Talks are expected to resume on both targets — a near-term 2035 emissions plan and a longer-term 2040 reduction goal — that will shape Europe's industrial and economic strategy for decades to come.
The European Commission has proposed a binding 90% cut in greenhouse gas emissions by 2040, setting a pathway toward full climate neutrality by mid-century. Ministers discussed the plan at a Council meeting in Luxembourg this week, but no final agreement was reached.
The proposed 2040 target will also guide the EU's next Nationally Determined Contribution (NDC), due to be presented at COP30. It is seen as a critical link between the bloc's existing 2030 targets and its 2050 net-zero ambition.
"We must leave Belém with a clear plan to keep 1.5°C within reach," said Denmark's climate minister Lars Aagaard, speaking on behalf of the Danish EU presidency. "The next step will be agreeing on our NDC and updating the Climate Law accordingly."
In September, EU leaders failed to reach consensus on the 2035 emissions goal, floating instead a range of reductions between 66% and 72.5% compared to 1990 levels. The issue has now been pushed to the next Council summit on 23 October, where heads of state will discuss what officials call "enabling factors" and "conditionalities" to support a target that is both "ambitious and realistic."
EU Climate Commissioner Wopke Hoekstra told reporters that leaders were expected to postpone a final decision again, asking environment ministers to continue negotiations and conclude them at an extraordinary meeting on 4 November.
‘We Will Fall Short'
Under the Paris Agreement, governments must submit or update their national climate pledges every five years. The EU's new NDC will need to incorporate the 2035 target and reflect progress toward 2040.

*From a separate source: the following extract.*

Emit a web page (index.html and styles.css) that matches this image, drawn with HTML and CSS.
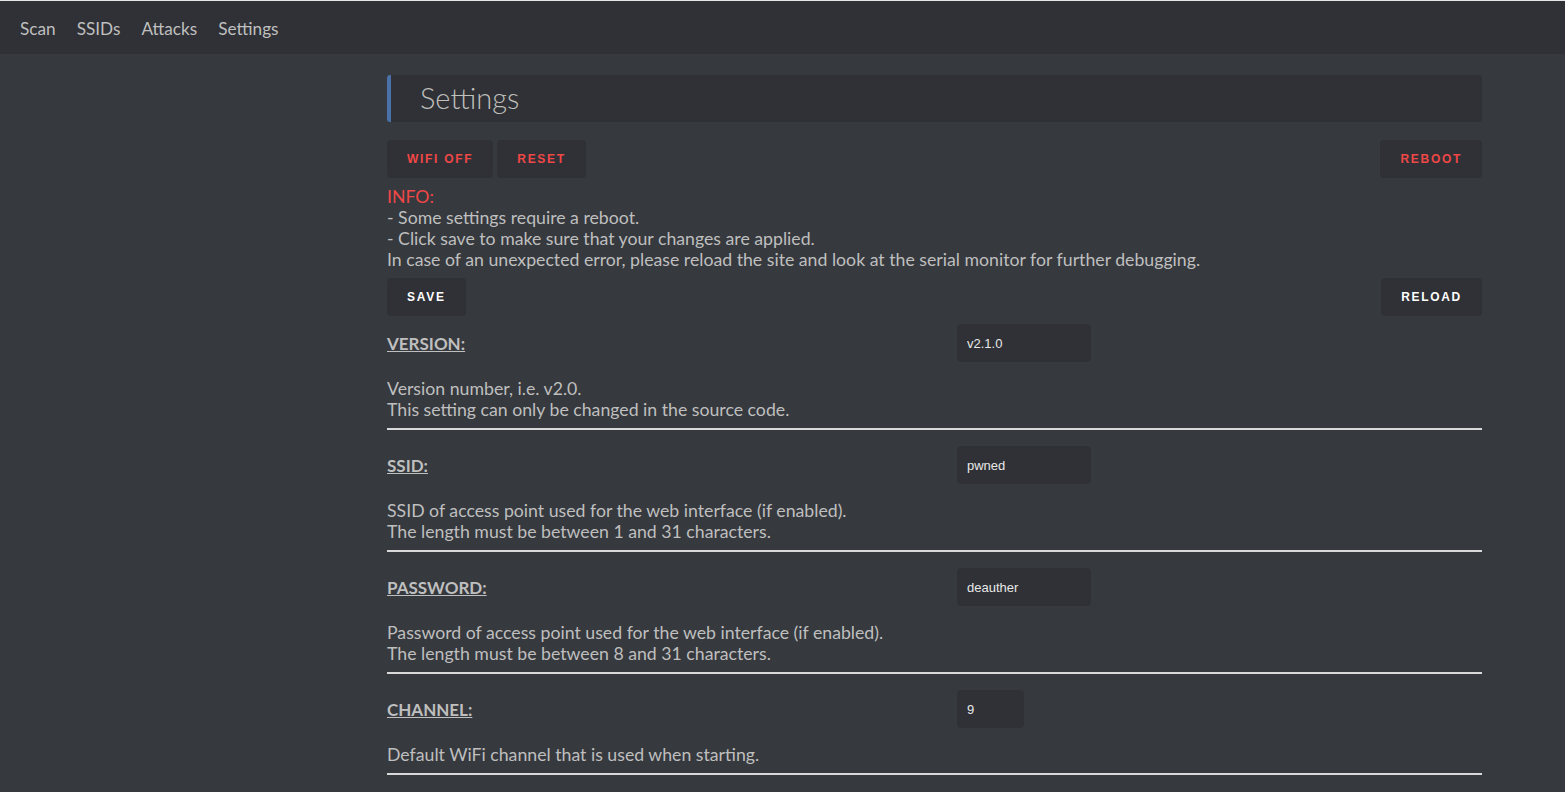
FILE: index.html
```
<!DOCTYPE html>
<html>
<head>
<meta charset="utf-8">
<title>Settings</title>
<link rel="stylesheet" href="styles.css">
</head>
<body>
<nav class="nav">
  <a class="nav-item">Scan</a>
  <a class="nav-item">SSIDs</a>
  <a class="nav-item">Attacks</a>
  <a class="nav-item">Settings</a>
</nav>
<main class="container">
  <h1 class="title">Settings</h1>
  <div class="btn-row top-row">
    <div class="btn-group">
      <button class="btn red">WIFI OFF</button>
      <button class="btn red">RESET</button>
    </div>
    <button class="btn red">REBOOT</button>
  </div>
  <p class="info">
    <span class="red-text">INFO:</span><br>
    - Some settings require a reboot.<br>
    - Click save to make sure that your changes are applied.<br>
    In case of an unexpected error, please reload the site and look at the serial monitor for further debugging.
  </p>
  <div class="btn-row save-row">
    <button class="btn">SAVE</button>
    <button class="btn">RELOAD</button>
  </div>
  <section class="setting first">
    <div class="setting-row">
      <label class="setting-label">VERSION:</label>
      <input class="setting-input" type="text" value="v2.1.0">
    </div>
    <p class="setting-desc">Version number, i.e. v2.0.<br>This setting can only be changed in the source code.</p>
  </section>
  <section class="setting">
    <div class="setting-row">
      <label class="setting-label">SSID:</label>
      <input class="setting-input" type="text" value="pwned">
    </div>
    <p class="setting-desc">SSID of access point used for the web interface (if enabled).<br>The length must be between 1 and 31 characters.</p>
  </section>
  <section class="setting">
    <div class="setting-row">
      <label class="setting-label">PASSWORD:</label>
      <input class="setting-input" type="text" value="deauther">
    </div>
    <p class="setting-desc">Password of access point used for the web interface (if enabled).<br>The length must be between 8 and 31 characters.</p>
  </section>
  <section class="setting">
    <div class="setting-row">
      <label class="setting-label">CHANNEL:</label>
      <input class="setting-input small" type="text" value="9">
    </div>
    <p class="setting-desc">Default WiFi channel that is used when starting.</p>
  </section>
</main>
</body>
</html>
```
FILE: styles.css
```
html, body {
  margin: 0;
  padding: 0;
}
body {
  background: #36393e;
  color: #bfbfbf;
  font-family: "Lato", "Noto Sans", sans-serif;
  font-size: 17.7px;
  line-height: 21px;
  border-top: 1px solid #e6e6e6;
  overflow: hidden;
  height: 791px;
}
.nav {
  background: #2f3136;
  height: 53px;
  display: flex;
  align-items: center;
  padding-left: 20px;
  gap: 21px;
}
.nav-item {
  color: #bfbfbf;
  font-size: 17.2px;
  padding-top: 2px;
}
.container {
  margin-left: 387px;
  width: 1095px;
  padding-top: 21px;
}
.title {
  margin: 0;
  height: 47px;
  box-sizing: border-box;
  background: #2f3136;
  border-left: 4px solid #4a72a8;
  border-radius: 3px;
  padding-left: 29px;
  padding-bottom: 3px;
  display: flex;
  align-items: center;
  font-size: 29px;
  font-weight: 300;
  color: #bfbfbb;
}
.btn-row {
  display: flex;
  justify-content: space-between;
}
.top-row {
  margin-top: 18px;
}
.btn-group {
  display: flex;
  gap: 4px;
}
.btn {
  height: 38px;
  padding: 0 20px;
  background: #2f3136;
  border: none;
  border-radius: 4px;
  color: #ffffff;
  font-family: "Liberation Sans", Arial, sans-serif;
  font-size: 12px;
  font-weight: 700;
  letter-spacing: 1.7px;
  text-transform: uppercase;
}
.btn.red {
  color: #f04747;
}
.red-text {
  color: #f04747;
}
.info {
  margin: 8px 0 0 0;
}
.save-row {
  margin-top: 8px;
}
.setting {
  border-bottom: 2px solid #d9d9d9;
  padding-bottom: 8px;
  margin-bottom: 16px;
}
.setting.first {
  margin-top: 8px;
}
.setting-row {
  display: grid;
  grid-template-columns: 570px 1fr;
  align-items: center;
  height: 38px;
}
.setting-label {
  font-size: 17px;
  font-weight: 700;
  text-decoration: underline;
  color: #bfbfbf;
}
.setting-input {
  width: 134px;
  height: 38px;
  box-sizing: border-box;
  padding: 0 10px;
  background: #2f3136;
  border: none;
  border-radius: 4px;
  color: #e8e8e8;
  font-family: "Liberation Sans", Arial, sans-serif;
  font-size: 13px;
  outline: none;
}
.setting-input.small {
  width: 67px;
}
.setting-desc {
  margin: 16px 0 0 0;
}
```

Hoekstra admitted that the bloc might miss its own expectations. "If you look at what the NDC will likely include, it's safe to assume we will fall short," he said, while arguing that the EU was still doing far more than other major emitters like China or the U.S.
While the 2040 target is to be embedded in the EU Climate Law, some member states — notably Denmark and the Netherlands — are calling for both the 2035 and 2040 goals to be adopted simultaneously to boost Europe's negotiating power at COP30.
However, others — including France, Germany, Italy, Hungary and Slovakia — are pushing back, warning that overly strict targets could threaten industrial competitiveness and employment.
A major sticking point remains whether international carbon credits should count toward the 2040 goal. Officials are also debating how these offsets might interact with the EU's Emissions Trading System and whether carbon storage outside the bloc should be recognised.
In a letter to member states on 20 October, European Commission President Ursula von der Leyen reaffirmed her support for the 90% target but suggested that "significant flexibilities" could be built in. Up to 3% of reductions, she said, could come from "high-quality international credits," allowing slightly lower domestic cuts as long as they are offset by verified efforts abroad.
Environmental groups have condemned that approach, arguing that it risks weakening Europe's leadership on climate action by shifting responsibility to other regions instead of cutting emissions at home.
Balancing Decarbonisation and Competitiveness
Both the 2035 and 2040 goals are designed to accelerate Europe's transition away from fossil fuels — a shift that will require major investment in clean technologies, grid upgrades, and worker retraining. But the cost of that transition remains politically sensitive, particularly for energy-intensive industries and lower-income households.
"The green transition must serve three goals at once — climate protection, competitiveness, and energy independence," Hoekstra said. "We can't afford to advance one at the expense of the others."
According to a new report by Boston Consulting Group and Dansk Industri, more than half of the emissions cuts required to reach the 2040 goal will depend on massive infrastructure upgrades — including renewable generation, electrification of transport, and large-scale energy storage. The study estimates that roughly €12 trillion in investment will be needed by 2040 for Europe to remain globally competitive.
‘A Strategic Opportunity'
More than 200 scientists urged EU leaders in an open letter this week to adopt a minimum 90–95% domestic emissions reduction by 2040, calling it both a "climate necessity and a strategic opportunity." They argued that decisive decarbonisation could save hundreds of billions in fossil fuel imports and create millions of new jobs in clean industries.
A policy analysis by the Brussels-based think tank Bruegel echoed that assessment but warned that global instability, trade tensions, and rising inequalities could derail the EU's efforts. Achieving the 2040 goal, it said, would require a 50% increase in renewable electricity generation and a 75% drop in fossil fuel use compared to 2019 levels.
Joseph Dellatte of the Institut Montaigne said the coming months will determine whether Europe leads or follows in the global race for green technology.
"Europe must decide whether it wants to be a maker of the decarbonised future — or merely a customer," he said.